An ARIA nomination is a sure fire way to confirm mainstream acceptance, and sleepmakeswaves were awarded that tick of approval in 2012 in the ‘Best Hard Rock/Metal Album’ category. “We were absolutely blown away, to the point of finding everything ridiculous because it was never, ever on the cards for us that that would happen, it was never part of the game plan,” Wilson says.

“We had a great time being there but it’s a strange experience, and in a way it was lovely to get the feeling of being involved in Australian music on that level, but also on some other level, not in a horrible way, but it reinforced how weird it was in the first place. Compared to the other bands we seemed to be coming from such a different place, not a better place, but we felt like the noticeable oddity there.”

The game plan for sleepmakeswaves has changed a lot over their time together, but they aren’t falling into the trap of complacency or, conversely, constant frustration. “It’s better to be satisfied with what you have achieved while being cautiously optimistic about what might be around the corner than to feel dissatisfied because you’re not at the level of the next band above you,” Wilson says. Very recently, the game changed yet again, with the band joining the roster of UK label Monotreme; the first order of business will be the UK release of …And So We Destroyed Everything on vinyl and as a double CD featuring remix disc …And Then They Remixed Everything.

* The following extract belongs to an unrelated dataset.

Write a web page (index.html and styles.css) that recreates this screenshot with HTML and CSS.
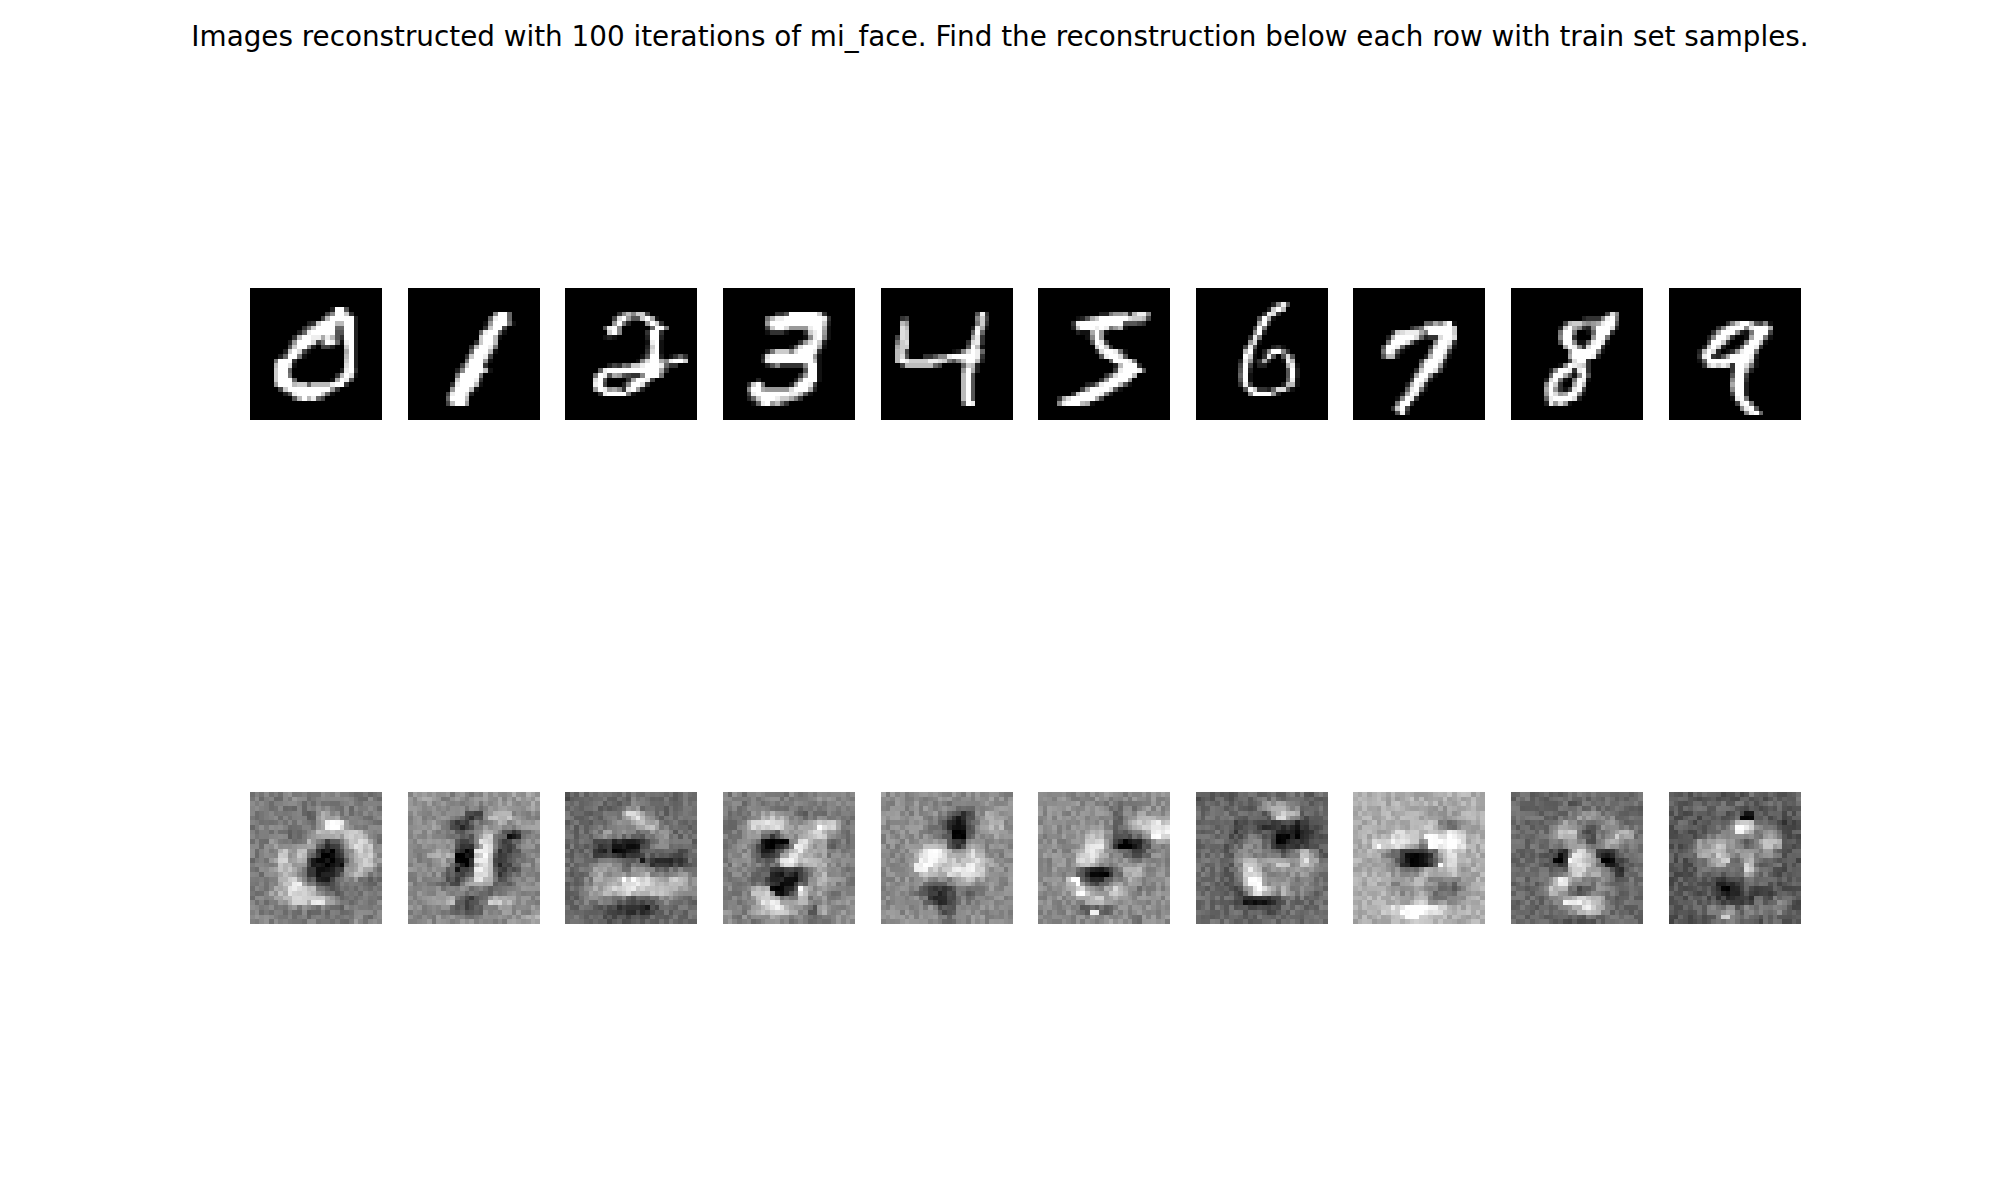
FILE: index.html
```html
<!DOCTYPE html>
<html lang="en">
<head>
<meta charset="utf-8">
<title>mi_face reconstructions</title>
<link rel="stylesheet" href="styles.css">
</head>
<body>
<main class="figure">
  <h1 class="suptitle">Images reconstructed with 100 iterations of mi_face. Find the reconstruction below each row with train set samples.</h1>
  <div class="rows">
    <div class="row" id="train"></div>
    <div class="row" id="recon"></div>
  </div>
</main>
<script src="app.js"></script>
</body>
</html>
```

FILE: styles.css
```css
html, body {
  margin: 0;
  background: #fff;
}
.figure {
  width: 2000px;
  height: 1200px;
  padding-top: 21px;
  box-sizing: border-box;
  overflow: hidden;
}
.suptitle {
  margin: 0 0 235px;
  font-family: "DejaVu Sans", sans-serif;
  font-size: 27.8px;
  font-weight: 400;
  line-height: 32px;
  text-align: center;
  color: #000;
}
.rows {
  display: flex;
  flex-direction: column;
  gap: 372px;
  padding-left: 250.2px;
}
.row {
  display: flex;
  gap: 25.6px;
}
.digit {
  display: block;
  flex: none;
  width: 132px;
  height: 132px;
}
```

FILE: app.js
```js
var TRAIN = [
 [4,"17:2ff5 16:48ffc3 15:4bfffff2 12:23cfffbbff2 11:37cffff66ff2 10:26efffff55ff2 9:3bffeeaeb53ff2 8:29fffd47fe61ef2 8:5cff82044200cf2 7:2cfd41,20:af2 6:26ff71,20:bf2 5:7fff3,20:cf2 5:bffd1,20:df2 5:cff6,19:2ef3 5:cff7,18:3bfd1 5:cfff6,17:1afe5 5:9fffbcc6bbbbeff3 6:4cfffffffff93 7:25efffffc61 9:5bfbe64"],
 [5,"18:8ff6 17:6eff6 16:19fff71 16:3cff4 15:6eff61 15:cffb1 14:3cffb 13:3bffe7 13:6fffb1 12:3cffe4 12:7fff91 11:4cfff3 10:28ffffb1 10:7ffff7 10:cfffe3 9:3efffb1 9:9fffb1 8:4effd2 8:6fffb 8:4bff9"],
 [5,"11:38b8cc4 10:4df955cfa1 10:9f72,17:9fc3 8:5ef8,18:6ff7 9:cf8,17:3ff3 8:121,17:2ff2 17:1ef1 17:2cf1 17:3df1 16:15ff2,22:1363 15:18dffa8effc 9:24376ccefffe633 7:6efffffffffffa3 6:7fe5a954338fff7 6:df5,13:3affe4 6:ef4,12:28ffd3 6:9fe9a83ef92 7:3effff71"],
 [5,"11:335ffffffc3 9:7beeffffffffe3 9:9fffffffffffc2 9:4cffd9999effa1 9:13331,17:3cef91 17:18ef81 16:39dfc2 14:16dfffa1 9:27ccc8dfffe3 8:2dfffffffff91 8:3efffffffffb1 9:258333338ff1 17:5ff1 16:39ff1 7:2,15:29fff1 5:3cf7,14:2affe4 5:8ffa99999dfffa2 5:4efffffffeeb51 5:26cfffecca73 6:16ef9b63"],
 [5,"20:5e3 4:34,20:8c4 4:b9,20:7c3 4:db,19:2ea1 4:dc,19:6f6 3:4dc,19:ae3 3:7cd,18:3de3 3:acc,18:5fb1 3:bc4,15:128dfe6 3:bd5,9:33588efffffe3 3:bfeccccEedc758cffb2 4:4bbbbbb64,17:6cb2 17:9fa2 17:bf5 17:bf5 17:bf5 17:bf5 17:bf5 17:bf5 17:6fe"],
 [5,"13:22799a3bee8 8:125acffffffdccb4 7:3efffffffff55543 7:2bfffefe79b1 8:211af91 10:18f9 11:5fe4 12:cfc3 12:3dffe71 13:5effd5 15:6fffe7 16:2bfff3 16:4efffe5 14:37dfffb 13:39ffff9 10:237efffb51 9:4affffd51 7:3cffffe72 4:3adfffffa4 4:8efffba1"],
 [3,"16:28e5 15:2cfb 14:3ed3 13:5fa1 13:af4 12:4f7 12:8f2 11:3e7 11:9d1 10:4e5,16:231 10:bf2,14:28ff83 10:fc1,14:3e5,18:5d5 9:2e913a3,18:1eb 9:4f4,13:22,19:ae1 9:5f2,19:5f2 9:6f1,19:5f2 9:5f1,19:6e1 9:3e4,18:2bb1 10:5fc33,15:26dd51 11:8ffff92"],
 [7,"15:66a8cf1 12:357efffffc 8:3cdeeea7fffffc 7:2bffffd6233dffd 7:7fffd61,17:8ffe3 6:5ffe61,16:3dffa1 6:7fe51,16:7ffe4 6:5bb2,15:2bffa1 14:4dffe3 14:8fff91 13:3cffd4 12:1aff81 12:4ffc2 11:2bfd3 11:6ef71 10:2afd1 9:18fe3 9:7ff3 8:3cf4 9:5e2"],
 [5,"20:4d8 15:23338ef7 11:4bcc989aeff5 10:2cfa8328fffd2 10:7ff70016fff3 10:8ff30009ff7 10:5ff8116efd1 11:afe83dff3 12:9fffff81 12:affffe2 12:4dff3 10:18fedc3 8:28ffe3ef3 8:6ffa518f5 7:2df7107fe1 7:8fc300afb 7:af9314ef4 7:9fd9aff81 7:6effffd2 7:2e9d91"],
 [7,"12:38cffb5481 10:38efff8efffa 9:3afff8217fff4 8:28ffc3001aff71 8:5ffc30018ffb1 7:2cfc20017ffe3 6:2bfd20139eff7 6:3ef325affffe2 6:16fffffffffc1 7:3cecec3ffd71 13:3ffa2 13:5ff4 13:8ff3 13:aff2 13:8ff2 13:4ff2 13:1ef7 14:4ef7 15:8ef5 16:8ef6"]
];

var RECON = [
 ["77778777787777","87777777777777","7777775a977777","77777779ee8777","7777668aaabb87","778878a635acb7","778b8b72137bb8","778b9a31117ab8","778aa832249a87","777ac96336876","779acdb7567777","7789bcbca77777","87777766767777","88777777677877"],
 ["89988888998999","98888888899899","8888884 48ab888","889863588a8999","88887668c75368","88898548e64688","889aa41ce44688","8889831cd35688","88886 44cc45688","88875 5acb66788","88887876567888","888ab6478bb988","88887646889889","8888888888899a"],
 ["56666667666666","66666677666667","6666669d976666","66667889aa7666","66679876688666","66643212479766","66633323566546","66679756623336","66798978976787","66798abecaaba8","6689abdbabba87","66777654467776","66654333246666","66665555566666"],
 ["78778878788888","77777777777788","77789a97677777","779cddb99acc87","77896588acb877","77861128e99677","7885348cb99787","788767ddaba888","7877623248a877","7776522258a887","877bc614d89777","7779db88a78788","877abdca85a788","87878877777788"],
 ["88888888888988","88888887778888","88888875358a98","88888762158aa8","888887640688a8","88889a943a8888","8889ceea8c9878","8889edbbbbca88","8888dbacddc888","88888777 9a8888","88876435767888","88887335777888","88888955888888","88888877888888"],
 ["88888888788888","88888887777888","88888888689998","8888888869bbdc","88888aa85679ed","88889cd8312588","8888adc8763688","8888dc98898888","88874113 6ab888","888c84468 98888","8889ea8ac87888","88888bc9988888","88886556888888","88888889887888"],
 ["55655666666656","66666568997666","666666559b9565","66664443342345","66654665311345","66656876223255","666578776 57b75","66657b98a98c96","66657cc7788876","66656cf8787766","66653 8ec8a7766","66664222366666","66666554566666","56666666666666"],
 ["aaaaaaaaaaaaaa","aaaaaaaaa9aaaa","aaaaaaa9889aaa","aaaaa9acb7689a","aaaaccbbbcec9a","aacdddb8cefdaa","aaa863225acaaa","aaa972114adaaa","aaaa988baac9aa","aaaa89aa8778aa","aaaa989977 68aa","aaaaa9ac8889aa","aaacdeffecaaaa","aaaaaabbaaaaaa"],
 ["66666666666666","66666656666666","66666679977666","66666986579766","66668bb6478aa6","66667798 58a876","66664 28d932566","666541dba61466","666666bc997366","66669d87786666","6666b964687666","666678bcb96666","66666 78ac96666","66665555566666"],
 ["56556555655556","65665666556656","55556555155555","56556 67dc76535","55556779978735","556 99a87 48ba55","556a9b88a78655","55568a75b66655","555666 76b66555","55555335666555","55555213544555","55655433365775","55567795877855","55555676656655"]
];

var SPOTS = [
 "16,7,3,f 13,23,3,e 13,14,1,1 17,14,1,0 9,19,2,e 22,11,2,d 6,14,1,c 12,22,3,c 9,21,2,c",
 "15,10,1,d 14,12,3,e 14,14,2,e 14,16,2,e 14,17,2,d 10,13,2,0 10,14,2,0 10,16,1,1 21,9,2,1 8,23,2,b 17,23,3,c 17,5,2,b",
 "10,12,2,0 10,11,2,1 12,18,1,f 13,4,2,d 16,14,1,1 12,19,3,d 11,12,1,0",
 "10,10,4,0 10,20,2,0 16,20,1,f 20,7,1,f 15,11,2,e 12,14,2,e 10,23,2,e 6,6,3,d 16,12,1,e 11,21,2,1",
 "15,8,1,0 15,9,1,0 10,13,1,f 7,16,2,e 18,15,2,e 8,14,2,e 7,15,2,e 14,17,2,d",
 "17,11,3,0 11,17,4,0 24,9,2,f 24,8,2,e 11,11,2,e 11,13,1,e 12,11,2,e 7,18,2,f 8,19,1,f 9,21,1,f 11,25,2,e",
 "17,9,2,0 17,10,2,0 11,18,2,f 11,19,2,f 12,20,1,e 10,23,5,1 17,5,2,d 17,15,3,c",
 "12,14,2,0 12,13,2,0 15,9,3,f 16,10,2,f 16,11,2,f 18,15,1,f 10,25,4,f 11,26,3,f 5,11,1,f",
 "9,14,2,0 10,13,1,1 12,14,1,f 19,14,2,0 13,13,2,e 10,18,1,e 11,23,4,e 15,24,2,e 22,9,1,c",
 "15,5,3,0 14,7,2,f 14,8,2,e 11,20,2,0 16,15,1,c 16,16,1,d 11,14,2,c 20,11,2,c 11,26,2,c"
];

var SVGNS = "http://www.w3.org/2000/svg";
var seed = 90210;
function rnd() {
  seed = (seed * 1664525 + 1013904223) >>> 0;
  return seed / 4294967296;
}

function makeSvg(parent, pixels) {
  var byLevel = {};
  for (var y = 0; y < 28; y++) {
    for (var x = 0; x < 28; x++) {
      var v = pixels[y][x];
      (byLevel[v] = byLevel[v] || []).push("M" + x + " " + y + "h1v1h-1z");
    }
  }
  var svg = document.createElementNS(SVGNS, "svg");
  svg.setAttribute("class", "digit");
  svg.setAttribute("viewBox", "0 0 28 28");
  svg.setAttribute("shape-rendering", "crispEdges");
  Object.keys(byLevel).forEach(function (v) {
    var p = document.createElementNS(SVGNS, "path");
    p.setAttribute("d", byLevel[v].join(""));
    p.setAttribute("fill", "rgb(" + v + "," + v + "," + v + ")");
    svg.appendChild(p);
  });
  parent.appendChild(svg);
}

function trainPixels(spec) {
  var px = [];
  for (var i = 0; i < 28; i++) px.push(new Array(28).fill(0));
  spec[1].split(" ").forEach(function (row, r) {
    row.split(",").forEach(function (seg) {
      var parts = seg.split(":");
      var col = parseInt(parts[0], 10);
      var hex = parts[1].toLowerCase();
      for (var k = 0; k < hex.length && col + k < 28; k++) {
        px[spec[0] + r][col + k] = parseInt(hex[k], 16) * 17;
      }
    });
  });
  return px;
}

function reconPixels(spec, spots) {
  var g = spec.map(function (s) {
    var t = s.replace(/ /g, "");
    var out = [];
    for (var i = 0; i < 14; i++) out.push(parseInt(t[i] || t[t.length - 1], 16) * 17 + 4);
    return out;
  });
  var base = g[0][1];
  var px = [];
  for (var y = 0; y < 28; y++) {
    var line = [];
    for (var x = 0; x < 28; x++) {
      var y0 = y >> 1, x0 = x >> 1;
      var y1 = Math.max(0, Math.min(13, y0 + (y % 2 ? 1 : -1)));
      var x1 = Math.max(0, Math.min(13, x0 + (x % 2 ? 1 : -1)));
      var w = 0.16;
      var v = g[y0][x0] * (1 - w) * (1 - w) + g[y0][x1] * w * (1 - w) +
              g[y1][x0] * (1 - w) * w + g[y1][x1] * w * w;
      v = base + (v - base) * 1.15;
      v += (rnd() - 0.5) * 42;
      line.push(Math.max(0, Math.min(255, Math.round(v))));
    }
    px.push(line);
  }
  spots.split(" ").forEach(function (s) {
    var f = s.split(",");
    for (var k = 0; k < +f[2]; k++) {
      var j = Math.round((rnd() - 0.5) * 16);
      var val = parseInt(f[3], 16) * 17 + j;
      px[+f[1]][+f[0] + k] = Math.max(0, Math.min(255, val));
    }
  });
  return px;
}

var train = document.getElementById("train");
var recon = document.getElementById("recon");
TRAIN.forEach(function (s) { makeSvg(train, trainPixels(s)); });
RECON.forEach(function (s, i) { makeSvg(recon, reconPixels(s, SPOTS[i])); });
```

But for now, the focus is on writing new music and embarking on their headline tour, taking in most cities and a generous amount of regional centres (Wilson made special mention of his excitement about playing in Port Macquarie, where there is “a real hospitality and they treat you well.”) This tour is a chance for the group to step out of the support band formula of short sets designed to make a maximum impact.

“There’s some stuff from the back catalogue that we’ve never played before so we’ll get that out,” he says. “We want to play those tracks for the people who’ve been with us since the last album, which is going on two years now. We’re also writing a bunch of new music as well so a significant amount of those sets will be stuff that people have never heard before or maybe only at one or two shows. That’s something you get to do on your own headline shows – to pace yourself and create a vibe and an atmosphere and you can get an ebb and flow between different parts of your sound.”


sleepmakeswaves play The Annandale on Friday June 28 and The Cambridge Hotel, Newcastle on Saturday June 29. …and then they remixed everything out now on Bird’s Robe Records.